[cd, Western Vinyl/Konkurrent]
Zo begin je als klassiek getrainde, jonge violiste/zangeres bij Alex Dupree And The Trapdoor Band (nu Idyl hetend) en maak je sinds 2007 ineens deel uit van de spraakmakende neoklassieke post-rockformatie Balmorhea. Dat is wat de Amerikaanse Aisha Burns overkomt. Achter de schermen begint ze naast deze hand- en spandiensten ook te schrijven aan eigen materiaal, die buiten haar “comfort zone” vallen. Deze wonderschone, donkere zangeres blijkt over een prachtige soulvolle stem te beschikken, maar kan ook etherisch uithalen als de blanke folkheldinnen. Ik betrek meestal huidskleur niet in recensies, omdat het er voor mij totaal niet toe doet hoe iemand eruit ziet of waar iemand vandaan komt, maar haar stem heeft een tijdloos, ambivalent en prachtig geluid, waarbij je eerlijk gezegd eerder een ander persoon bij voorstelt.

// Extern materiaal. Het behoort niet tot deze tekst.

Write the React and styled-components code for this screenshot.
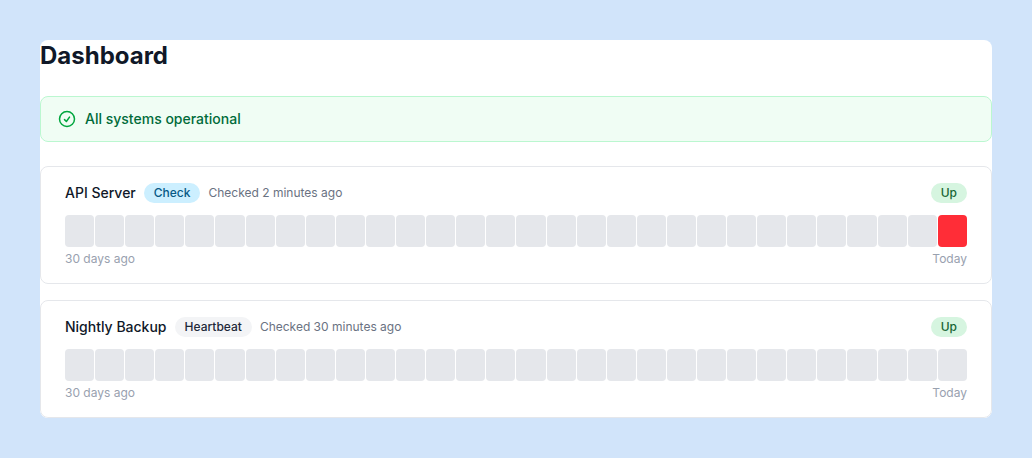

Ze presenteert nu haar zielenroerselen op haar debuut Life In The Midwater, waarbij ze zingt en (alt)viool en gitaar speelt. Aisha krijgt her en der nog wat steun op gitaar, bas en ambientgeluiden, maar het is bovenal een soloaangelegenheid geworden. Burns blijkt een begenadigd singer-songwriter en weet alleen al met haar bloedmooie zang te overtuigen. De toevoeging van gitaar en viool geven een fijne melancholische sfeer aan haar liedjes, maar onderstrepen daarnaast ook haar waanzinnige zangtalent. Hiermee weet ze alles naar een hoog niveau te tillen en raakt diepe snaren. Ze is naar eigen zeggen beïnvloed door Gillian Welch en Nina Simone, maar komt met haar wonderschone, intieme muziek ergens uit tussen Mirel Wagner, Laura Marling, Chelsea Wolfe, Cat Power, Alela Diane, Essie Jain, Marissa Nadler, Natalie Merchant en Chloe Carles. Stil en mysterieus als de nacht, verdrietig van verlies en eenzaamheid, breekbaar als kristal en warm als een innige omarming. De negen nummers finishen net na 31 minuten, maar maken ondanks de lengte een onvergetelijke indruk.